When a segment grows inside the tablespace, InnoDB allocates the first 32 pages to it individually. After that InnoDB starts to allocate whole extents to the segment. InnoDB can add to a large segment up to 4 extents at a time to ensure good sequentiality of data.
Some pages in the tablespace contain bitmaps of other pages, and therefore a few extents in an InnoDB tablespace cannot be allocated to segments as a whole, but only as individual pages.
When you issue a query SHOW TABLE STATUS FROM ... LIKE ... to ask for available free space in the tablespace, InnoDB will report the extents which are definitely free in the tablespace. InnoDB always reserves some extents for clean-up and other internal purposes; these reserved extents are not included in the free space.

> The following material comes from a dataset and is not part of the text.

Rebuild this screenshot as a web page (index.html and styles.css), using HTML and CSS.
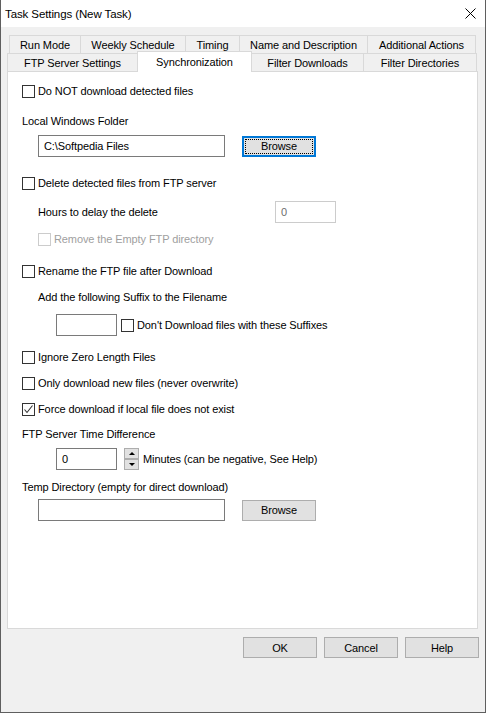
FILE: index.html
```html
<!DOCTYPE html>
<html lang="en">
<head>
    <meta charset="UTF-8">
    <title>Task Settings (New Task)</title>
    <link rel="stylesheet" href="styles.css">
</head>
<body>
    <div class="window">
        <div class="titlebar">
            <span class="title">Task Settings (New Task)</span>
            <svg class="close" width="11" height="11" viewBox="0 0 11 11">
                <path d="M0.5 0.5 L10.5 10.5 M10.5 0.5 L0.5 10.5" stroke="#000" stroke-width="1" fill="none"/>
            </svg>
        </div>

        <div class="tabs">
            <div class="tab-row back">
                <div class="tab run-mode">Run Mode</div>
                <div class="tab weekly">Weekly Schedule</div>
                <div class="tab timing">Timing</div>
                <div class="tab name-desc">Name and Description</div>
                <div class="tab additional">Additional Actions</div>
            </div>
            <div class="tab-row">
                <div class="tab ftp-server">FTP Server Settings</div>
                <div class="tab sync active">Synchronization</div>
                <div class="tab filter-dl">Filter Downloads</div>
                <div class="tab filter-dir">Filter Directories</div>
            </div>
        </div>

        <div class="panel">
            <div class="check gap13"><span class="box"></span>Do NOT download detected files</div>

            <div class="label gap17">Local Windows Folder</div>
            <div class="field-row indent gap7">
                <div class="input wide">C:\Softpedia Files</div>
                <button class="btn focused">Browse</button>
            </div>

            <div class="check gap20"><span class="box"></span>Delete detected files from FTP server</div>
            <div class="field-row indent gap11">
                <span class="hours-label">Hours to delay the delete</span>
                <div class="input small disabled">0</div>
            </div>
            <div class="check indent disabled gap10"><span class="box"></span>Remove the Empty FTP directory</div>

            <div class="check gap19"><span class="box"></span>Rename the FTP file after Download</div>
            <div class="label indent gap13">Add the following Suffix to the Filename</div>
            <div class="field-row indent2 gap10">
                <div class="input small"></div>
                <div class="check inline"><span class="box"></span>Don't Download files with these Suffixes</div>
            </div>

            <div class="check gap15"><span class="box"></span>Ignore Zero Length Files</div>
            <div class="check gap13"><span class="box"></span>Only download new files (never overwrite)</div>
            <div class="check gap13"><span class="box checked">
                <svg width="11" height="11" viewBox="0 0 11 11"><path d="M1.5 5.5 L4 8.5 L9.5 1.5" stroke="#333" stroke-width="1.1" fill="none"/></svg>
            </span>Force download if local file does not exist</div>

            <div class="label gap12">FTP Server Time Difference</div>
            <div class="field-row indent2 gap7">
                <div class="input small">0</div>
                <div class="spin">
                    <span class="spin-btn"><i class="arrow up"></i></span>
                    <span class="spin-btn"><i class="arrow down"></i></span>
                </div>
                <span class="spin-label">Minutes (can be negative, See Help)</span>
            </div>

            <div class="label gap11">Temp Directory (empty for direct download)</div>
            <div class="field-row indent gap5">
                <div class="input wide"></div>
                <button class="btn">Browse</button>
            </div>
        </div>

        <div class="dialog-buttons">
            <button class="btn">OK</button>
            <button class="btn">Cancel</button>
            <button class="btn">Help</button>
        </div>
    </div>
</body>
</html>
```

FILE: styles.css
```css
body {
    margin: 0;
    font-family: "Liberation Sans", Arial, sans-serif;
    font-size: 11px;
    letter-spacing: -0.1px;
    color: #000;
}
.window {
    width: 486px;
    height: 713px;
    box-sizing: border-box;
    border: 1px solid #5f5f5f;
    border-top: none;
    background: #f0f0f0;
    display: flex;
    flex-direction: column;
}
.titlebar {
    height: 27px;
    flex-shrink: 0;
    background: #fff;
    display: flex;
    align-items: center;
    justify-content: space-between;
    padding: 0 9px 0 4px;
}
.title {
    font-size: 11.5px;
}

/* tabs */
.tabs {
    margin: 8px 0 0 6px;
}
.tab-row {
    display: flex;
}
.tab-row.back {
    margin-left: 2px;
}
.tab {
    box-sizing: border-box;
    height: 18px;
    border: 1px solid #d9d9d9;
    border-bottom: none;
    margin-right: -1px;
    background: #f0f0f0;
    display: flex;
    align-items: center;
    justify-content: center;
    white-space: nowrap;
}
.tab.active {
    height: 21px;
    margin-top: -2px;
    margin-bottom: -1px;
    background: #fff;
    position: relative;
    z-index: 1;
}
.run-mode { width: 72px; }
.weekly { width: 106px; }
.timing { width: 55px; }
.name-desc { width: 129px; }
.additional { width: 109px; }
.ftp-server { width: 131px; }
.sync { width: 115px; }
.filter-dl { width: 113px; }
.filter-dir { width: 114px; }

/* page */
.panel {
    margin-left: 6px;
    width: 471px;
    height: 558px;
    flex-shrink: 0;
    box-sizing: border-box;
    border: 1px solid #d9d9d9;
    background: #fff;
    padding-left: 14px;
    display: flex;
    flex-direction: column;
    align-items: flex-start;
}
.label {
    height: 13px;
    line-height: 13px;
}
.check {
    height: 13px;
    line-height: 13px;
    display: flex;
    align-items: center;
    gap: 3px;
    white-space: nowrap;
}
.box {
    box-sizing: border-box;
    width: 13px;
    height: 13px;
    border: 1px solid #333;
    background: #fff;
    display: flex;
    align-items: center;
    justify-content: center;
}
.check.disabled {
    color: #a0a0a0;
}
.check.disabled .box {
    border-color: #cccccc;
}
.check.inline {
    margin-left: 4px;
}
.indent { margin-left: 16px; }
.indent2 { margin-left: 34px; }

.gap5 { margin-top: 5px; }
.gap7 { margin-top: 7px; }
.gap10 { margin-top: 10px; }
.gap11 { margin-top: 11px; }
.gap12 { margin-top: 12px; }
.gap13 { margin-top: 13px; }
.gap15 { margin-top: 15px; }
.gap17 { margin-top: 17px; }
.gap19 { margin-top: 19px; }
.gap20 { margin-top: 20px; }

.field-row {
    display: flex;
    align-items: center;
    height: 22px;
}
.input {
    box-sizing: border-box;
    height: 22px;
    border: 1px solid #7a7a7a;
    background: #fff;
    padding: 0 5px;
    line-height: 20px;
    white-space: nowrap;
}
.input.wide { width: 187px; }
.input.small { width: 61px; }
.input.disabled {
    border-color: #cccccc;
    color: #6d6d6d;
}
.hours-label {
    width: 237px;
}

.btn {
    box-sizing: border-box;
    width: 74px;
    height: 21px;
    padding: 0;
    border: 1px solid #adadad;
    background: #e1e1e1;
    font-family: inherit;
    font-size: 11px;
    letter-spacing: -0.1px;
    color: #000;
}
.field-row .btn {
    margin-left: 17px;
}
.btn.focused {
    border-color: #0078d7;
    box-shadow: inset 0 0 0 1px #0078d7;
    outline: 1px dotted #000;
    outline-offset: -4px;
}

.spin {
    display: flex;
    flex-direction: column;
    width: 15px;
    height: 22px;
    margin-left: 7px;
}
.spin-btn {
    box-sizing: border-box;
    height: 11px;
    border: 1px solid #adadad;
    background: #e1e1e1;
    display: flex;
    align-items: center;
    justify-content: center;
}
.arrow {
    width: 0;
    height: 0;
    border-left: 3px solid transparent;
    border-right: 3px solid transparent;
}
.arrow.up { border-bottom: 3px solid #000; }
.arrow.down { border-top: 3px solid #000; }
.spin-label {
    margin-left: 4px;
}

.dialog-buttons {
    display: flex;
    justify-content: flex-end;
    gap: 7px;
    padding: 8px 6px 0 0;
}
```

When you delete data from a table, InnoDB will contract the corresponding B-tree indexes. It depends on the pattern of deletes if that frees individual pages or extents to the tablespace, so that the freed space is available for other users. Dropping a table or deleting all rows from it is guaranteed to release the space to other users, but remember that deleted rows can be physically removed only in a purge operation after they are no longer needed in transaction rollback or consistent read.
If there are random insertions or deletions in the indexes of a table, the indexes may become fragmented. By fragmentation we mean that the physical ordering of the index pages on the disk is not close to the alphabetical ordering of the records on the pages, or that there are many unused pages in the 64-page blocks which were allocated to the index.
It can speed up index scans if you periodically use mysqldump to dump the table to a text file, drop the table, and reload it from the dump. Another way to do the defragmenting is to perform a 'null' alter table operation ALTER TABLE tablename TYPE=InnoDB. That makes MySQL to rebuild the table.
If the insertions to an index are always ascending and records are deleted only from the end, then the file space management algorithm of InnoDB guarantees that fragmentation in the index will not occur.